Give only the number of lines in these records that contain the word "page".

* _Supplied data_:

--- BEGIN ---

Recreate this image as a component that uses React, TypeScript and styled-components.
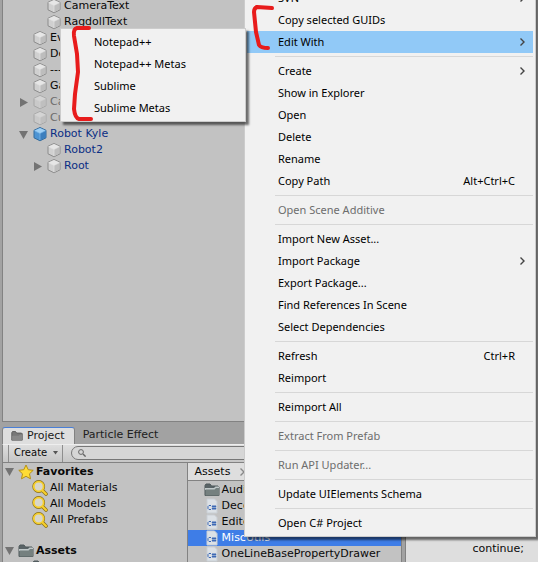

--- END ---
--- BEGIN ---

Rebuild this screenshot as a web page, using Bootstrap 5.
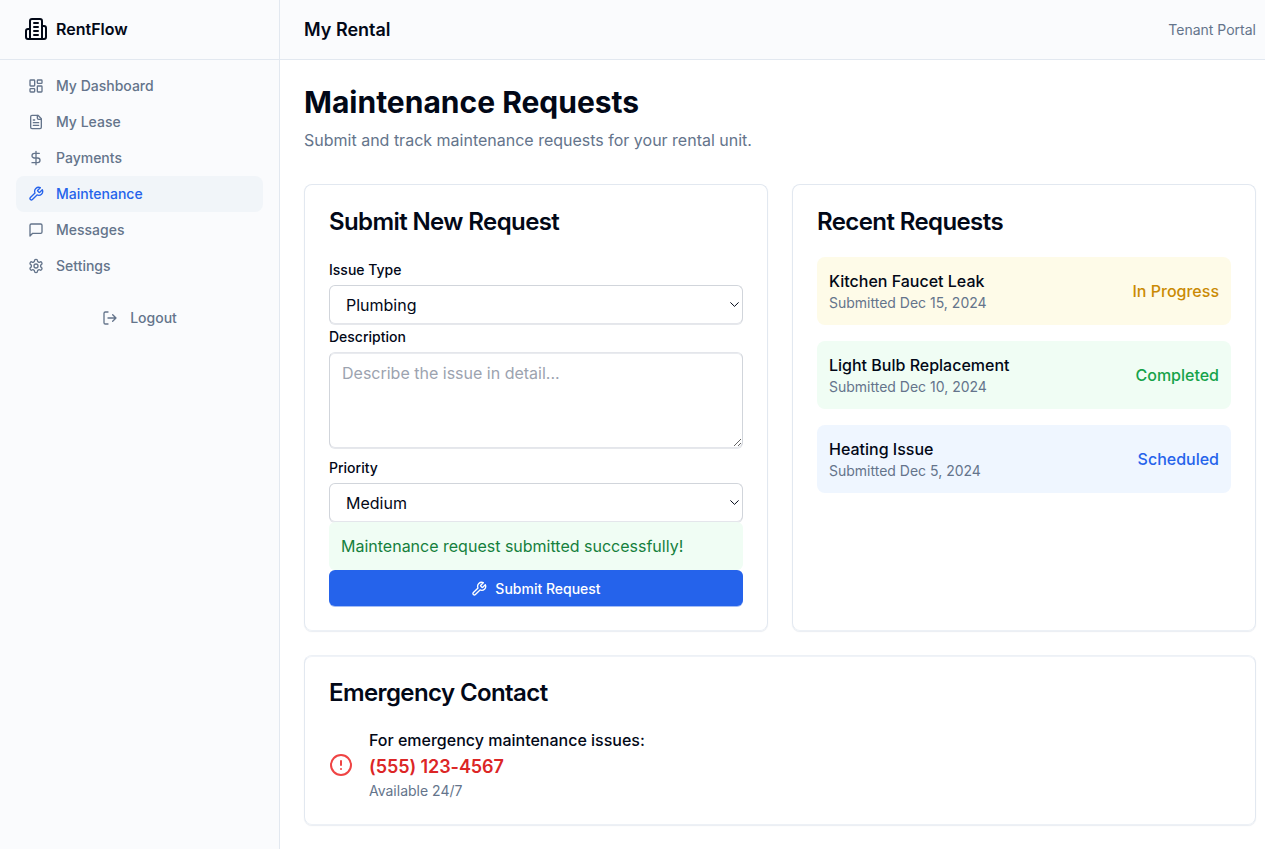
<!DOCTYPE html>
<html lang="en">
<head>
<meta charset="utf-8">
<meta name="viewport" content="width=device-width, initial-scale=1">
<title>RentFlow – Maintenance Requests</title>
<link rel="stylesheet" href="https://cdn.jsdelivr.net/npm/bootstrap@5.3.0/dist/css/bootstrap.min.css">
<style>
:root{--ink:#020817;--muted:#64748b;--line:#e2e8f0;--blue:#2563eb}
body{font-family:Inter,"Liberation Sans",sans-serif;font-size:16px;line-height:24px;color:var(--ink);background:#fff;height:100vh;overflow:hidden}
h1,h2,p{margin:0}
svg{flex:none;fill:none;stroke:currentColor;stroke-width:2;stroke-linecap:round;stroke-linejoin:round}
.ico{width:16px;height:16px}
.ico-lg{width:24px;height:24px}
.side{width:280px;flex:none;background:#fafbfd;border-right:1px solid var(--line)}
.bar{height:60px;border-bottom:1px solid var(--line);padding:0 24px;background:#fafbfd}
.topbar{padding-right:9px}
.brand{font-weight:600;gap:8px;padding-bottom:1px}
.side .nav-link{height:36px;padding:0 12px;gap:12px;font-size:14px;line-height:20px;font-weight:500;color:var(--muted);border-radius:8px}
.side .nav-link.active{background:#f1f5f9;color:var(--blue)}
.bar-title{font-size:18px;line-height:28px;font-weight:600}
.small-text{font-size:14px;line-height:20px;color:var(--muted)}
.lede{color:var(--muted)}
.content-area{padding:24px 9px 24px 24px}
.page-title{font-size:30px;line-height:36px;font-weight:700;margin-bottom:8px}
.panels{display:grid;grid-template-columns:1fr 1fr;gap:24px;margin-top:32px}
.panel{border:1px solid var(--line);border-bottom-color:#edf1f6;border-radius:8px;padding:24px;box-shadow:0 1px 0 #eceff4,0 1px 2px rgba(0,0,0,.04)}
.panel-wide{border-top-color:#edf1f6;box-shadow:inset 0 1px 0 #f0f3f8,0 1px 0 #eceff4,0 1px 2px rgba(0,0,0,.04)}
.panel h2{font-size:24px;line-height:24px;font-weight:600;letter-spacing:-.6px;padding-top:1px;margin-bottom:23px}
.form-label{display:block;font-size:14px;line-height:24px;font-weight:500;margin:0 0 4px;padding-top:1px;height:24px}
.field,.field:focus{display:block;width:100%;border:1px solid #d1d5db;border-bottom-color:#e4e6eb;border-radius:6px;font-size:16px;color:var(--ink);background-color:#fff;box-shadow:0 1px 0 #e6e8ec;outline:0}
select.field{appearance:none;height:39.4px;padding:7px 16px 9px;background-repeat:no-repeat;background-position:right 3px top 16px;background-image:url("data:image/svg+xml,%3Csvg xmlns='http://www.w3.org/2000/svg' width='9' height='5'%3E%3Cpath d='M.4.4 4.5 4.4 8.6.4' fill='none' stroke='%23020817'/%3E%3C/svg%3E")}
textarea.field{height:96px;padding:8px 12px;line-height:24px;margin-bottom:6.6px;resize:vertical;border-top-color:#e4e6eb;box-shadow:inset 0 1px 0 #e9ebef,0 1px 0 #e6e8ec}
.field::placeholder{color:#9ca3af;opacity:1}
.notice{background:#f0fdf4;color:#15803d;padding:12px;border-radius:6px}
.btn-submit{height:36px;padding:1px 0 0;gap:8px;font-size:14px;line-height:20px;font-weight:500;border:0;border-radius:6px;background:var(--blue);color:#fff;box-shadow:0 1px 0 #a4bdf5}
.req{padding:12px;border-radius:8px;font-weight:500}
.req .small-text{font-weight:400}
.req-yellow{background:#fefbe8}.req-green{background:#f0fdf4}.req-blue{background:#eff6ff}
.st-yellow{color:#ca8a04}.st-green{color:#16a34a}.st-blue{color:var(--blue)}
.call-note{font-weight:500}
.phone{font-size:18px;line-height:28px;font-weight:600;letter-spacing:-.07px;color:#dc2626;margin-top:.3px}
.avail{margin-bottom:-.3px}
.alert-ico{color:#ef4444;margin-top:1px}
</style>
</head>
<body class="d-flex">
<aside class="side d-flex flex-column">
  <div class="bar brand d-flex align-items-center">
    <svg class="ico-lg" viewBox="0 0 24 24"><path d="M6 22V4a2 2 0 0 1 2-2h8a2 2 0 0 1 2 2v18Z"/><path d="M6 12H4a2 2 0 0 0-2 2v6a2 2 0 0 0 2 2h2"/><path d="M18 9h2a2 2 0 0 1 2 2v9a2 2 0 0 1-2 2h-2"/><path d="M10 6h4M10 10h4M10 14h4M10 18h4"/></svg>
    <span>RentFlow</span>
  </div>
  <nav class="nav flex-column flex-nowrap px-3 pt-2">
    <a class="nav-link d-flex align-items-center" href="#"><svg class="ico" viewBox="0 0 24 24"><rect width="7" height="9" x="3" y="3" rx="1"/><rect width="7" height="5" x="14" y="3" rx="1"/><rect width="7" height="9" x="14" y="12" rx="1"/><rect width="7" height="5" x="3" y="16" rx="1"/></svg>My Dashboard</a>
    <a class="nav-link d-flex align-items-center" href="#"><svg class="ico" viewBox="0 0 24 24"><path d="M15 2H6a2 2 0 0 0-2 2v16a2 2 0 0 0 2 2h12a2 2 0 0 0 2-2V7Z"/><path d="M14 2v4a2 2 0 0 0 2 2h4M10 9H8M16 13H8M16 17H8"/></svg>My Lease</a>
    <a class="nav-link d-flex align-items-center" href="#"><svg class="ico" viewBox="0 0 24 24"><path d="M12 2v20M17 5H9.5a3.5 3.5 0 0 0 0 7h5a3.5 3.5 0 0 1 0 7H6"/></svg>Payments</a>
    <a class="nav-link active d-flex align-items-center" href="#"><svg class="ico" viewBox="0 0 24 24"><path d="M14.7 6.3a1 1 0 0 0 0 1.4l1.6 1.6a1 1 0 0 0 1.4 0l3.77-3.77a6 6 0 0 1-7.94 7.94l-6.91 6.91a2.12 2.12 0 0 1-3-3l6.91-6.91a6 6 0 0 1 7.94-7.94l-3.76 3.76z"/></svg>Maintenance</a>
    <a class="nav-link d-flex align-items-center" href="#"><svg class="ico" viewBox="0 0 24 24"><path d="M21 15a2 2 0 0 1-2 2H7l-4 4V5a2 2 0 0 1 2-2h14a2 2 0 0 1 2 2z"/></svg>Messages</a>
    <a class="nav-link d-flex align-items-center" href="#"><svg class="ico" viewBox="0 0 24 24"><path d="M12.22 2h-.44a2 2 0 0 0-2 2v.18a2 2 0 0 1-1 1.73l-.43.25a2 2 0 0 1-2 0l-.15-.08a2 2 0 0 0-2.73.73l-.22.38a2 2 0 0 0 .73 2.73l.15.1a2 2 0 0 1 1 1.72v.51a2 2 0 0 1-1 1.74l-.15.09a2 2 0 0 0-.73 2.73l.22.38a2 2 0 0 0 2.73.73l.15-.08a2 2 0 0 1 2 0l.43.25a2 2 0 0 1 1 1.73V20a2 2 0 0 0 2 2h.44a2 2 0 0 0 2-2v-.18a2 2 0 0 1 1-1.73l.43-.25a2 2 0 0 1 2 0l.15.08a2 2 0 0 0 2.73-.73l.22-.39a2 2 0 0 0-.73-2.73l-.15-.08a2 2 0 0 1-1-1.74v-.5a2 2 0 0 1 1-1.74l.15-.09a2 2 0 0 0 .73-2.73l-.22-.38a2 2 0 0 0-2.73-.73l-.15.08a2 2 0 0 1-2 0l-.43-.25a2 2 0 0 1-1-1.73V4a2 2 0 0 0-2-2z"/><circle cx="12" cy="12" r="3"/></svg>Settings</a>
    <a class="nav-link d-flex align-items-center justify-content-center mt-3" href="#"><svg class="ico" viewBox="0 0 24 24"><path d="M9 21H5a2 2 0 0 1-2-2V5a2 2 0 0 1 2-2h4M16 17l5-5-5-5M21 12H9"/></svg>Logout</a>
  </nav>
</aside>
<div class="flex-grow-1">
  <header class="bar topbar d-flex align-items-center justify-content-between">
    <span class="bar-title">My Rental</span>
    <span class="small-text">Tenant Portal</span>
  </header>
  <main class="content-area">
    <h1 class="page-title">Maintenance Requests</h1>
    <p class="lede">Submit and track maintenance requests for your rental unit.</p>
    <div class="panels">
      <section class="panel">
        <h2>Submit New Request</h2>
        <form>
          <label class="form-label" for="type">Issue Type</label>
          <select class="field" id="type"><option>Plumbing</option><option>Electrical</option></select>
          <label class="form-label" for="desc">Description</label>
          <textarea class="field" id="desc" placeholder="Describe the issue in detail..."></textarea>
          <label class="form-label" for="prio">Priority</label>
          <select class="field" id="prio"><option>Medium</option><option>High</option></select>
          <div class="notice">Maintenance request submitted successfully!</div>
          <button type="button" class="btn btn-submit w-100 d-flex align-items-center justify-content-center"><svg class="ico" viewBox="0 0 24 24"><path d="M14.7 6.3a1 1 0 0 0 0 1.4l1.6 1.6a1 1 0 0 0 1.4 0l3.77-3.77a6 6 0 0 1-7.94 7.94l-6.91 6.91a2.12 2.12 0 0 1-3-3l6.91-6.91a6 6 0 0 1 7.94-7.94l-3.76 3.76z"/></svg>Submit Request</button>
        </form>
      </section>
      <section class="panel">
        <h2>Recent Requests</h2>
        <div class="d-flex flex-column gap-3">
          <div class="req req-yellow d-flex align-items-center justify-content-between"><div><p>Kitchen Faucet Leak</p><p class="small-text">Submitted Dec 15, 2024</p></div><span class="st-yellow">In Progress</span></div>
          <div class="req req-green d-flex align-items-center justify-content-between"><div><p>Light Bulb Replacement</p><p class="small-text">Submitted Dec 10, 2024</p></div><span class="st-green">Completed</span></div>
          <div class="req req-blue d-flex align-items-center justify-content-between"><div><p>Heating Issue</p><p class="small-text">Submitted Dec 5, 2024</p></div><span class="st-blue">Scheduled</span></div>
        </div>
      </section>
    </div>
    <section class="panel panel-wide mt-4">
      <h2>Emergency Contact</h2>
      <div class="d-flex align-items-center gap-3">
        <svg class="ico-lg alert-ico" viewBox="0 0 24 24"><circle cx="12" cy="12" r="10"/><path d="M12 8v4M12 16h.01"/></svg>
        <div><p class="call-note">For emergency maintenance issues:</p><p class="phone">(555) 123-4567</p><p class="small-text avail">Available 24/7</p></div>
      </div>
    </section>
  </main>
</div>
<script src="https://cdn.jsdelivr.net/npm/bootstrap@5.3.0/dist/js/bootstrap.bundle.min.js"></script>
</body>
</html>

--- END ---

* _Complete response_:
3